# Clarify definite integration of differentials in physics problems

The notation is misleading - while $$\mathrm{d}U_p$$ really is the differential of a state function $$U_p$$, there is no state function $$W$$ whose differential $$\mathrm{d}W$$ could be. That is, it is an "inexact differential" or inexact 1-form, which you can evaluate along paths but for which no potential function exists.
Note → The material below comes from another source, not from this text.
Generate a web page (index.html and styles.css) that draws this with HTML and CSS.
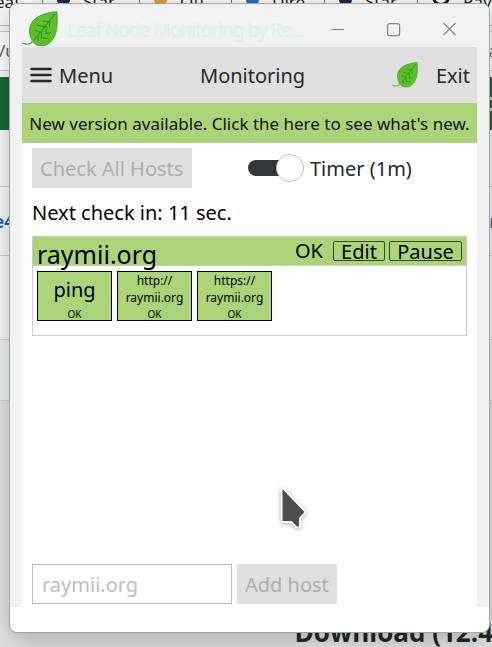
FILE: index.html
```html
<!DOCTYPE html>
<html lang="en">
<head>
<meta charset="utf-8">
<title>Leaf Node Monitoring</title>
<link rel="stylesheet" href="styles.css">
</head>
<body>
<svg class="defs" width="0" height="0" aria-hidden="true">
  <symbol id="leaf" viewBox="0 0 36 36">
    <path d="M.5 32c2.500 1.600 5 1.400 7.500.6 2.600-.8 2.500-2.200 1.300-2.700" fill="none" stroke="#45a044" stroke-width="1.200"/>
    <path d="M35 .7C25 1 12 5 8.500 14c-2.500 7 0 13 3.500 18 3 3.500 11 3.600 15 .5C36 25 35.500 13 35 .7z" fill="#5bc126" stroke="#319a38" stroke-width=".8"/>
    <path d="M33 3 12 29M27.500 10v6.500M27.500 11l-7-1M24 14.500v8l5-1M23 16l-8-2M19.500 20v7l6 .5M18.500 21.500l-6-2.500M15.500 25l1 5" fill="none" stroke="#328c22" stroke-width="1.100"/>
  </symbol>
</svg>
<div class="desktop">
  <div class="browser">
    <div class="tabs">
      <span class="tab"><b>eaf</b></span>
      <span class="tab"><i class="fav navy"></i><b>Star</b></span>
      <span class="tab"><i class="fav orange"></i><b>Off</b></span>
      <span class="tab"><i class="fav blue"></i><b>Dire</b></span>
      <span class="tab"><i class="fav navy"></i><b>Star</b></span>
      <span class="tab"><i class="fav ring"></i><b>Ray</b></span>
    </div>
    <div class="address"><span>/u</span><span>a</span></div>
    <div class="gap"></div>
    <div class="banner"><i></i></div>
    <div class="row row-a"></div>
    <div class="row row-b"><span>e4</span><span>r</span></div>
    <div class="row row-c"></div>
    <div class="row row-d"></div>
    <div class="rest"><h2>Download (12.4</h2></div>
  </div>

  <div class="window">
    <div class="titlebar">
      <svg class="app-icon"><use href="#leaf"/></svg>
      <span class="title">Leaf Node Monitoring by Re...</span>
      <svg class="controls" width="126" height="16" viewBox="0 0 126 16" fill="none" stroke="#858585" stroke-width="1.200">
        <path d="M.5 8.500H13M112.500 2l12 12M124.500 2l-12 12"/>
        <rect x="56.600" y="2.600" width="12" height="12" rx="2"/>
      </svg>
    </div>
    <div class="client">
      <div class="toolbar">
        <svg class="burger" width="22" height="16" viewBox="0 0 22 16"><path d="M1.500 2h19M1.500 8h19M1.500 14h19" stroke="#28282a" stroke-width="2.600" stroke-linecap="round"/></svg>
        <span class="menu">Menu</span>
        <span class="heading">Monitoring</span>
        <svg class="tool-icon"><use href="#leaf"/></svg>
        <span class="exit">Exit</span>
      </div>
      <div class="notice"><span>New version available. Click the here to see what's new.</span></div>
      <div class="content">
        <div class="actions">
          <div class="button check">Check All Hosts</div>
          <div class="switch"><i></i></div>
          <span class="timer">Timer (1m)</span>
        </div>
        <div class="next">Next check in: 11 sec.</div>
        <div class="host">
          <div class="host-head">
            <span class="host-name">raymii.org</span>
            <span class="status">OK</span>
            <span class="small-button edit">Edit</span>
            <span class="small-button pause">Pause</span>
          </div>
          <div class="checks">
            <div class="check-card"><span class="big">ping</span><small>OK</small></div>
            <div class="check-card"><span>http://<br>raymii.org</span><small>OK</small></div>
            <div class="check-card"><span>https://<br>raymii.org</span><small>OK</small></div>
          </div>
        </div>
        <div class="add">
          <div class="field">raymii.org</div>
          <div class="button">Add host</div>
        </div>
      </div>
    </div>
  </div>
  <svg class="cursor" width="34" height="50" viewBox="0 0 34 50"><path d="M6.500 8v32h9l5.500 5.500h2V37l5.500-6z" fill="#4d4d4d" stroke="#fff" stroke-width="3.500" stroke-linejoin="round" paint-order="stroke"/></svg>
</div>
</body>
</html>
```

FILE: styles.css
```css
* { box-sizing: border-box; }
body { margin: 0; overflow: hidden; font-family: "Noto Sans", sans-serif; font-size: 20px; color: #26282a; white-space: nowrap; }
.defs { position: absolute; }
.desktop { position: relative; display: grid; width: 492px; height: 647px; overflow: hidden; }
.browser, .window { grid-area: 1 / 1; min-width: 0; }
.browser { display: flex; flex-direction: column; background: #f7f8f8; overflow: hidden; }
.browser > * { flex: none; }

.tabs { display: grid; grid-template-columns: 43px 97px 92px 93px 93px 74px; height: 26px; border-bottom: 1px solid #b8b8b8; background: #f8f8f8; }
.tab { display: flex; gap: 18px; height: 12px; border-right: 1px solid #777; padding-left: 14px; }
.tab:first-child { padding-left: 0; }
.tab:last-child { border: 0; }
.tab b { font-size: 17px; font-weight: 400; line-height: 24px; margin-top: -10px; color: #222; margin-left: -5px; }
.fav { width: 13px; height: 14px; margin-top: -9px; flex: none; background: #17264f; border-radius: 0 0 5px 5px; }
.orange { background: #e09a35; }
.blue { background: #1672bd; }
.ring { background: none; border: 3px solid #222; border-radius: 50%; width: 18px; height: 18px; margin-top: -12px; }
.address { display: flex; justify-content: space-between; align-items: center; margin-top: 5px; line-height: 38px; font-size: 17px; color: #666; background: #fff; border: solid #ccc; border-width: 1px 0; height: 40px; }
.address span:first-child { margin-left: -1px; }
.address span:last-child { margin-right: -6px; }
.gap { height: 6px; }
.banner { height: 53px; background: #166c39; display: flex; justify-content: flex-end; align-items: center; }
.banner i { width: 3px; height: 14px; border: solid #c5d9cc; border-width: 3px 0; }
.row { border-bottom: 1px solid #cfcfcf; }
.row-a { height: 57px; }
.row-b { height: 69px; display: flex; justify-content: space-between; align-items: center; color: #1765b5; font-weight: 700; font-size: 17px; }
.row-b span:first-child { margin-left: -6px; }
.row-b span:last-child { margin-right: -5px; }
.row-c { height: 84px; }
.row-d { height: 61px; background: #f0f2f2; }
.rest { height: 246px; background: #e4e4e4; display: flex; align-items: flex-end; justify-content: flex-end; }
.rest h2 { margin: 0 -1px -3px 0; font-family: "Open Sans", sans-serif; font-size: 26px; line-height: 36px; color: #24272b; }

.window { width: 481px; height: 630px; margin: 3px 0 0 9px; border: 1px solid #a3a3a3; border-radius: 8px; background: #fff; overflow: hidden; display: flex; flex-direction: column; box-shadow: 0 8px 24px rgba(0,0,0,.24); }
.titlebar { height: 43px; flex: none; background: #f2f2f2; display: flex; align-items: center; padding: 6px 20px 0 12px; }
.app-icon { width: 36px; height: 36px; flex: none; }
.title { width: 248px; margin: 3px 0 0 9px; font-size: 19px; line-height: 28px; letter-spacing: -.97px; color: #d9f3f5; text-shadow: -.5px 0 #f7efd7; }
.controls { margin: 0 0 0 16px; flex: none; }
.client { height: 560px; border: solid #f1f1f1; border-width: 0 12px; flex: none; }
.toolbar { height: 56px; display: flex; align-items: center; background: #e0e0e0; padding: 0 7px 0 8px; }
.burger { flex: none; margin-top: -1px; }
.menu { margin-left: 7px; width: 141px; }
.heading { width: 192px; }
.tool-icon { width: 26px; height: 26px; flex: none; }
.exit { margin-left: auto; }
.notice { height: 40px; padding-top: 1px; display: flex; align-items: center; justify-content: center; background: #abd478; color: #111; font-size: 17px; }
.content { height: 464px; padding: 5px 10px 3px; display: flex; flex-direction: column; color: #000; }
.actions { display: flex; align-items: center; height: 40px; }
.button { height: 40px; line-height: 41px; padding: 0 8px; background: #e0e0e0; color: #adaead; }
.check { width: 160px; }
.switch { width: 44px; height: 16px; margin: 0 12px 0 56px; display: flex; align-items: center; background: #353637; border-radius: 8px; }
.switch i { width: 28px; height: 28px; flex: none; margin-left: 28px; background: #fff; border: 1px solid #bdbdbd; border-radius: 50%; }
.timer { margin-left: 6px; color: #26282a; }
.next { margin-top: 11px; line-height: 28px; height: 28px; }
.host { height: 100px; margin-top: 9px; border: 1px solid #ccc; }
.host-head { height: 29px; background: #abd478; border-bottom: 1px solid #ccc; display: flex; align-items: flex-start; padding: 4px 4px 0; }
.host-name { font-size: 25px; line-height: 28px; margin-top: -1px; width: 258px; }
.status { line-height: 22px; margin-top: -1px; width: 38px; }
.small-button { height: 20px; line-height: 20px; border: 1px solid #37452a; border-radius: 2px; text-align: center; }
.edit { width: 52px; }
.pause { width: 73px; margin-left: 4px; }
.checks { display: flex; gap: 5px; padding: 5px 4px; }
.check-card { width: 75px; height: 50px; border: 1px solid #000; background: #abd478; text-align: center; font-size: 12px; line-height: 17px; display: flex; flex-direction: column; justify-content: space-between; }
.check-card .big { font-size: 20px; line-height: 36px; }
.check-card small { font-size: 10px; line-height: 12px; }
.add { margin-top: auto; display: flex; gap: 5px; }
.field { width: 200px; height: 40px; border: 1px solid #bdbdbd; padding: 0 9px; line-height: 39px; color: #bdbebd; }
.cursor { position: absolute; left: 276px; top: 481px; filter: drop-shadow(0 1px 2px rgba(0,0,0,.35)); }
```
The "$$W$$" we usually write on the l.h.s. of your equation should be thought of as $$W[\gamma]$$, where $$\gamma$$ is the path you're integrating along, i.e. "work" is a functional on paths whose value you get by integrating the inexact differential $$\mathrm{d}W$$. Some people are careful to make the inexactness visible by writing inexact differentials as $$\delta W$$, but there seems to be no consensus on this.

See also this answer by Joshphysics for a formal proof of the fact that the existence of the path functional "work" $$W$$ is equivalent to the existence of a 1-form $$\mathrm{d}W$$. Physically, this still has the meaning of $$\mathrm{d}W$$ being the "infinitesimal version" of $$W$$, but as said, the crucial difference to something like potential energy is that $$W$$ is not a function on spatial points, but a function on the paths, hence the $$\mathrm{d}$$ in $$\mathrm{d}W$$ does not denote ordinary differentiation.

The force from pressure in your second example is the same, just in one dimension higher: The $$P\mathrm{d}A$$ is an inexact 2-form that can be integrated over 2-dimensional objects (=surfaces), and this produces a functional on surfaces that we can call $$F$$ that assigns to any surface that integral.

In general, we note that the viewpoint that unifies both exact and inexact differentials is the notion of differential p-forms that can be integrated over p-dimensional objects. The differentials $$\mathrm{d}U_p, \mathrm{d}W, \mathrm{d}F$$ appearing here are all examples of such forms. The $$\mathrm{d}U_p$$ is special, because it is the (exterior) derivative of a 0-form (a function) $$U_p$$, while the others are no such derivatives. In full generality, if you have a $$p$$-form $$\omega$$ that is the exterior derivative of a $$p-1$$-form, you can use a general version of Stokes' theorem to reduce an integral of $$\omega$$ over a $$p$$-dimensional object to the integral of $$\sigma$$ over the $$p-1$$-dimensional boundary of that object.

Since you're wondering in a comment how to tell whether any given form (or "differential" is a derivative or not: This is answered by Poincaré's lemma: On nice (contractible) regions, it is necessary and sufficient for the (exterior) derivative of a form to vanish in order for it to have a $$p-1$$-form that is its antiderivative.